Louis Wolfson et la traduction plurilinguistique, ou comment se mettre à l‘abri dans l‘espace rhizomique
Résumé
Cet article examine la traduction plurilinguistique de Louis Wolfson telle qu‘elle est théorisée dans Le Schizo et les langues (1970) et l‘expérience de la mise en pratique du système telle que Wolfson la raconte dans Ma mère, musicienne”¦ (1984). Diagnostiqué comme schizophrène, Wolfson cultivait une haine profonde pour l‘anglais, sa langue maternelle, et une forte méfiance envers les gens et le monde en général. Afin de se protéger, il apprend le français, le russe, l‘allemand et l‘hébreu, des langues qu‘il utilise par la suite pour traduire son environnement anglophone.
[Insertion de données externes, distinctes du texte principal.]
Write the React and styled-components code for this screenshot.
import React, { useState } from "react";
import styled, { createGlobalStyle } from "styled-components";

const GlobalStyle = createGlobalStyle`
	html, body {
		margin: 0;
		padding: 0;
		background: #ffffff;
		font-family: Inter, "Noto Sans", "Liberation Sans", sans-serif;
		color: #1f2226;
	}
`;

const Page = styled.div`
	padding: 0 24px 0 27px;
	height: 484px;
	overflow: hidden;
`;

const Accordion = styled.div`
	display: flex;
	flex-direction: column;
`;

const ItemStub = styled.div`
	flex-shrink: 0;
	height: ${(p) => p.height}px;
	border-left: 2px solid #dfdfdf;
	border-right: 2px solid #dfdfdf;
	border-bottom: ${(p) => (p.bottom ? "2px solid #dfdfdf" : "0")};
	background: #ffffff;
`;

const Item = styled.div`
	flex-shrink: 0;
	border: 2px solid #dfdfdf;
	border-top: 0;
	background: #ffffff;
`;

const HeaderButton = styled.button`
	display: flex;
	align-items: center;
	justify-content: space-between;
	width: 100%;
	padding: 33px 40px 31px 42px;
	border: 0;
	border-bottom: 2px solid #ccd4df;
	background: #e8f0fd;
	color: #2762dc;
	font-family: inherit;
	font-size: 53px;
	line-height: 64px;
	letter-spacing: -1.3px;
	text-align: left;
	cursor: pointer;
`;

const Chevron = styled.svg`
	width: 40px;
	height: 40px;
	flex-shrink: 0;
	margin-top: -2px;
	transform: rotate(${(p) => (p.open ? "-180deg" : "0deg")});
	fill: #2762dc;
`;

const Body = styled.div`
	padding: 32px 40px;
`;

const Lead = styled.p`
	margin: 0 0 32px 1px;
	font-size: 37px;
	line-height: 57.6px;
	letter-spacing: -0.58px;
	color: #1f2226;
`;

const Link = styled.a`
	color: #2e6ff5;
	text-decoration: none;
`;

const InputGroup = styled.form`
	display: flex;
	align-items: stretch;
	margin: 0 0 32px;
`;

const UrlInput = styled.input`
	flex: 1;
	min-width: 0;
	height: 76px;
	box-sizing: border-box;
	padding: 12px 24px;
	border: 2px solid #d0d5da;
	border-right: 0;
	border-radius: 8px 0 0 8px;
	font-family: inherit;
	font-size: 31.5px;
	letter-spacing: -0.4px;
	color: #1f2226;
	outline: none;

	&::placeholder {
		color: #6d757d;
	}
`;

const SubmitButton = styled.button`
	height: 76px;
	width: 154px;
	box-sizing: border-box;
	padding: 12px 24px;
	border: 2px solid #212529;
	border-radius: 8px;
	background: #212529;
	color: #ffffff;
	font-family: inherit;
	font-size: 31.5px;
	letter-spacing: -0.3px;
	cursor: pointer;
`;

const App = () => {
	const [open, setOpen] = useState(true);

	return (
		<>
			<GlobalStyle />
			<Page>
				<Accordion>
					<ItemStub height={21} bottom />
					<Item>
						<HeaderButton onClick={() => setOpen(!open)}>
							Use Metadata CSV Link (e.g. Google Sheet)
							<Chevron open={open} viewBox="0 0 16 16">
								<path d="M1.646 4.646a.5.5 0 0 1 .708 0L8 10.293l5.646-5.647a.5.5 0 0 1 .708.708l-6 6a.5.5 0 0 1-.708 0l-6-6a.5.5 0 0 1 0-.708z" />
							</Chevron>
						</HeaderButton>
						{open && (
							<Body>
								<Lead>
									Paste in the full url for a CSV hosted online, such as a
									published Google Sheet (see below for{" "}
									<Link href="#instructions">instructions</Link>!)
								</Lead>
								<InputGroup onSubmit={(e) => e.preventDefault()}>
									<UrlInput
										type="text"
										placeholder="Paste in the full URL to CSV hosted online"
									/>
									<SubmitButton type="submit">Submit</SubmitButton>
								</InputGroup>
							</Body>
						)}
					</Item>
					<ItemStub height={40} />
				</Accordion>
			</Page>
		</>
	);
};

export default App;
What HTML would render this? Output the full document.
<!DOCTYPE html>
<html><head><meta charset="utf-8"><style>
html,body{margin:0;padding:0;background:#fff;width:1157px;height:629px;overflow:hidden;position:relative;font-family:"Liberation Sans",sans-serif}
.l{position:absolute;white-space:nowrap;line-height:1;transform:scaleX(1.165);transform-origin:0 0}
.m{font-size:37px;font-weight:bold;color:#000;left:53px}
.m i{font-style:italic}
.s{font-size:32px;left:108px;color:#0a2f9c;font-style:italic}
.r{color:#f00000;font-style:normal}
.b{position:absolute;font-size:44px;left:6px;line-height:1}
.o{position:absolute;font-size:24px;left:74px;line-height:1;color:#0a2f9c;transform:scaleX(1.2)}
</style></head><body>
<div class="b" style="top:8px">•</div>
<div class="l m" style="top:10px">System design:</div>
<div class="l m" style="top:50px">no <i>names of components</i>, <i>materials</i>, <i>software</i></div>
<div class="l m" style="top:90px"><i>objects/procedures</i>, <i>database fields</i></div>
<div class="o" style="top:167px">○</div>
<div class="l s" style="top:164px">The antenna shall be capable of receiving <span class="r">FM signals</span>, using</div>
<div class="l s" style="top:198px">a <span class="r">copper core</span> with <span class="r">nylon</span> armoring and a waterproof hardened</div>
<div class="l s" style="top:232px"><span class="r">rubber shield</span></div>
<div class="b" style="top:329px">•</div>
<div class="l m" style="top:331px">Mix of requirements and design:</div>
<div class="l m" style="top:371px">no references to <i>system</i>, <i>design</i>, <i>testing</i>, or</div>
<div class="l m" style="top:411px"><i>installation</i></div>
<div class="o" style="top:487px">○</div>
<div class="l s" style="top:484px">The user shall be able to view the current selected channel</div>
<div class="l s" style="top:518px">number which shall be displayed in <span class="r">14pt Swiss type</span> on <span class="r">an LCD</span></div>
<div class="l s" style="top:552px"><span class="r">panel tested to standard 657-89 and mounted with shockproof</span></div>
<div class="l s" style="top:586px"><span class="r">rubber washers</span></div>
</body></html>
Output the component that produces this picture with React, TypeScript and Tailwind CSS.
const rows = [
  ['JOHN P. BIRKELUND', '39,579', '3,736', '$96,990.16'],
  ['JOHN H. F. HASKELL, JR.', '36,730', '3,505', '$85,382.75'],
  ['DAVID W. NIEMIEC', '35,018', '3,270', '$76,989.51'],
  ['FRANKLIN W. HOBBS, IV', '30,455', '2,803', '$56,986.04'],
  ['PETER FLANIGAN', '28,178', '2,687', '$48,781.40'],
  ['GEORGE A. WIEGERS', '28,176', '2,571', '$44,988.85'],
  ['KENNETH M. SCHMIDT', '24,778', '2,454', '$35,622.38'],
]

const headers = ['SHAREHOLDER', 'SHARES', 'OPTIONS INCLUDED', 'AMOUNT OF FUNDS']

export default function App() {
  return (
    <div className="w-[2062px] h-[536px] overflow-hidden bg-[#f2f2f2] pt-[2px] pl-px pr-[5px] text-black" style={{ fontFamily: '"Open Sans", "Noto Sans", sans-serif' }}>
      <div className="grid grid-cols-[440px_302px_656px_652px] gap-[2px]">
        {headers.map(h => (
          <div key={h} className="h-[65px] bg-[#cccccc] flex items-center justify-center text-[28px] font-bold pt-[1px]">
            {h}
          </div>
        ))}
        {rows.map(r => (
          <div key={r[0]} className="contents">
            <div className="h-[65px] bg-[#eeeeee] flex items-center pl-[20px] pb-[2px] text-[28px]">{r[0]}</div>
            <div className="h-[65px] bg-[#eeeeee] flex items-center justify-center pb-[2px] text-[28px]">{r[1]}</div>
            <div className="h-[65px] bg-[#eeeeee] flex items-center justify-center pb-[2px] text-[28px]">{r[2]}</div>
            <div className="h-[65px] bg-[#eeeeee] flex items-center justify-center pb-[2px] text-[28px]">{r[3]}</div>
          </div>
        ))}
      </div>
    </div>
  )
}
À partir des écrits de Caroline Rabourdin, qui démontrent que la logique de l‘espace euclidien forme et informe notre identité linguistique – ce qu‘elle appelle un bilinguisme incarné –, on arrive à voir que l'espace wolfsonien suit une autre logique, non-binaire, structurée sur la base de ses traductions plurilinguistiques. Pour Deleuze et Guattari, le système de Wolfson suit des lignes de fuite et fonctionne selon une reformulation de l‘espace qui ressemble à celui du rhizome: non-hiérarchique et non-signifiant. Ainsi, chez Wolfson, le nomade remplace le flâneur, et les jeux de mots et la polysémie remplacent la signification pour créer un espace sans cesse traduit, le rendant enfin, mais temporairement, habitable.